> **OBJECTIVE**
Repeat everything from the first line of the listing below through the line that contains "</template>", exactly. Leave out pictures.

-- Start GIVEN MATERIAL --

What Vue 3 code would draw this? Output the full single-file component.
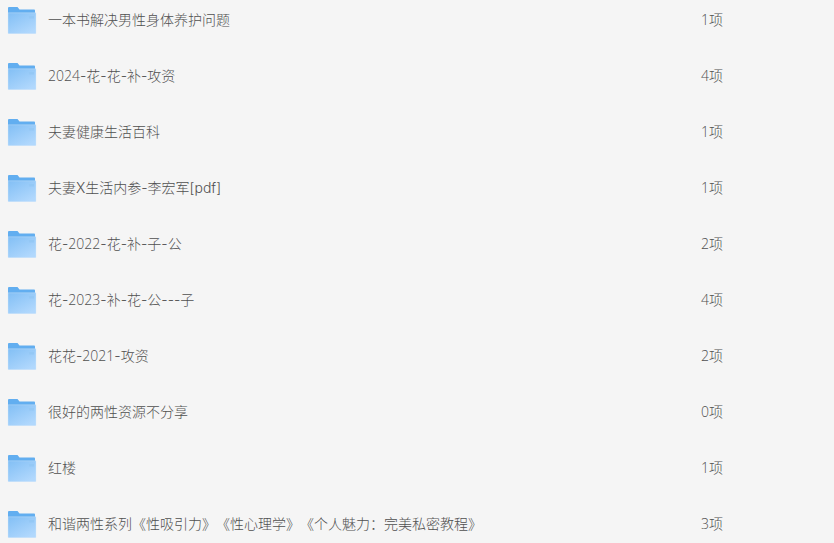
<template>
  <div class="page">
    <ul class="file-list">
      <li v-for="item in items" :key="item.id" class="file-row">
        <svg class="folder" width="30" height="28" viewBox="0 0 30 28">
          <defs>
            <linearGradient :id="'front-' + item.id" x1="0" y1="0" x2="0.7" y2="1">
              <stop offset="0" stop-color="#82bff5" />
              <stop offset="1" stop-color="#b1d8fd" />
            </linearGradient>
          </defs>
          <path d="M1 2.2C1 1.5 1.5 1 2.2 1H10.5L12.5 3.6H27.2C27.7 3.6 28 3.9 28 4.4V8H1Z" fill="#62aef0" />
          <path d="M1 6.8H29V27C29 27.4 28.7 27.7 28.3 27.7H1.7C1.3 27.7 1 27.4 1 27Z" :fill="'url(#front-' + item.id + ')'" stroke="#d3e8fb" stroke-width="0.4" />
          <rect x="22" y="10" width="5" height="2.5" fill="#94c8f5" />
        </svg>
        <span class="file-name">
          <span v-for="(part, i) in splitDigits(item.name)" :key="i" :class="{ num: /\d/.test(part) }">{{ part }}</span>
        </span>
        <span class="file-count"><span class="num">{{ item.count }}</span>项</span>
      </li>
    </ul>
  </div>
</template>

<script setup>
const items = [
  { id: 1, name: '一本书解决男性身体养护问题', count: 1 },
  { id: 2, name: '2024-花-花-补-攻资', count: 4 },
  { id: 3, name: '夫妻健康生活百科', count: 1 },
  { id: 4, name: '夫妻X生活内参-李宏军[pdf]', count: 1 },
  { id: 5, name: '花-2022-花-补-子-公', count: 2 },
  { id: 6, name: '花-2023-补-花-公---子', count: 4 },
  { id: 7, name: '花花-2021-攻资', count: 2 },
  { id: 8, name: '很好的两性资源不分享', count: 0 },
  { id: 9, name: '红楼', count: 1 },
  { id: 10, name: '和谐两性系列《性吸引力》《性心理学》《个人魅力：完美私密教程》', count: 3 }
]

// 숫자만 폭이 다른 글꼴로 표시
function splitDigits(name) {
  return name.split(/(\d+)/).filter(Boolean)
}
</script>

<style>
html, body {
  margin: 0;
  background: #f5f5f5;
  overflow: hidden;
}
</style>

<style scoped>
.page {
  height: 543px;
  overflow: hidden;
  background: #f5f5f5;
  font-family: Inter, "Noto Sans CJK SC", sans-serif;
  font-size: 14px;
  font-weight: 300;
  color: #505050;
  text-spacing-trim: space-all;
}

.file-list {
  list-style: none;
  margin: -8px 0 0;
  padding: 0;
}

.file-row {
  display: flex;
  align-items: center;
  height: 56px;
  padding-left: 7px;
}

.folder {
  flex-shrink: 0;
  margin-right: 11px;
}

.file-name {
  width: 653px;
  flex-shrink: 0;
  padding-bottom: 2px;
}

.file-count {
  padding-bottom: 2px;
}

.num {
  font-family: "Open Sans", sans-serif;
}
</style>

-- End GIVEN MATERIAL --

> **SOLUTION**
What Vue 3 code would draw this? Output the full single-file component.
<template>
  <div class="page">
    <ul class="file-list">
      <li v-for="item in items" :key="item.id" class="file-row">
        <svg class="folder" width="30" height="28" viewBox="0 0 30 28">
          <defs>
            <linearGradient :id="'front-' + item.id" x1="0" y1="0" x2="0.7" y2="1">
              <stop offset="0" stop-color="#82bff5" />
              <stop offset="1" stop-color="#b1d8fd" />
            </linearGradient>
          </defs>
          <path d="M1 2.2C1 1.5 1.5 1 2.2 1H10.5L12.5 3.6H27.2C27.7 3.6 28 3.9 28 4.4V8H1Z" fill="#62aef0" />
          <path d="M1 6.8H29V27C29 27.4 28.7 27.7 28.3 27.7H1.7C1.3 27.7 1 27.4 1 27Z" :fill="'url(#front-' + item.id + ')'" stroke="#d3e8fb" stroke-width="0.4" />
          <rect x="22" y="10" width="5" height="2.5" fill="#94c8f5" />
        </svg>
        <span class="file-name">
          <span v-for="(part, i) in splitDigits(item.name)" :key="i" :class="{ num: /\d/.test(part) }">{{ part }}</span>
        </span>
        <span class="file-count"><span class="num">{{ item.count }}</span>项</span>
      </li>
    </ul>
  </div>
</template>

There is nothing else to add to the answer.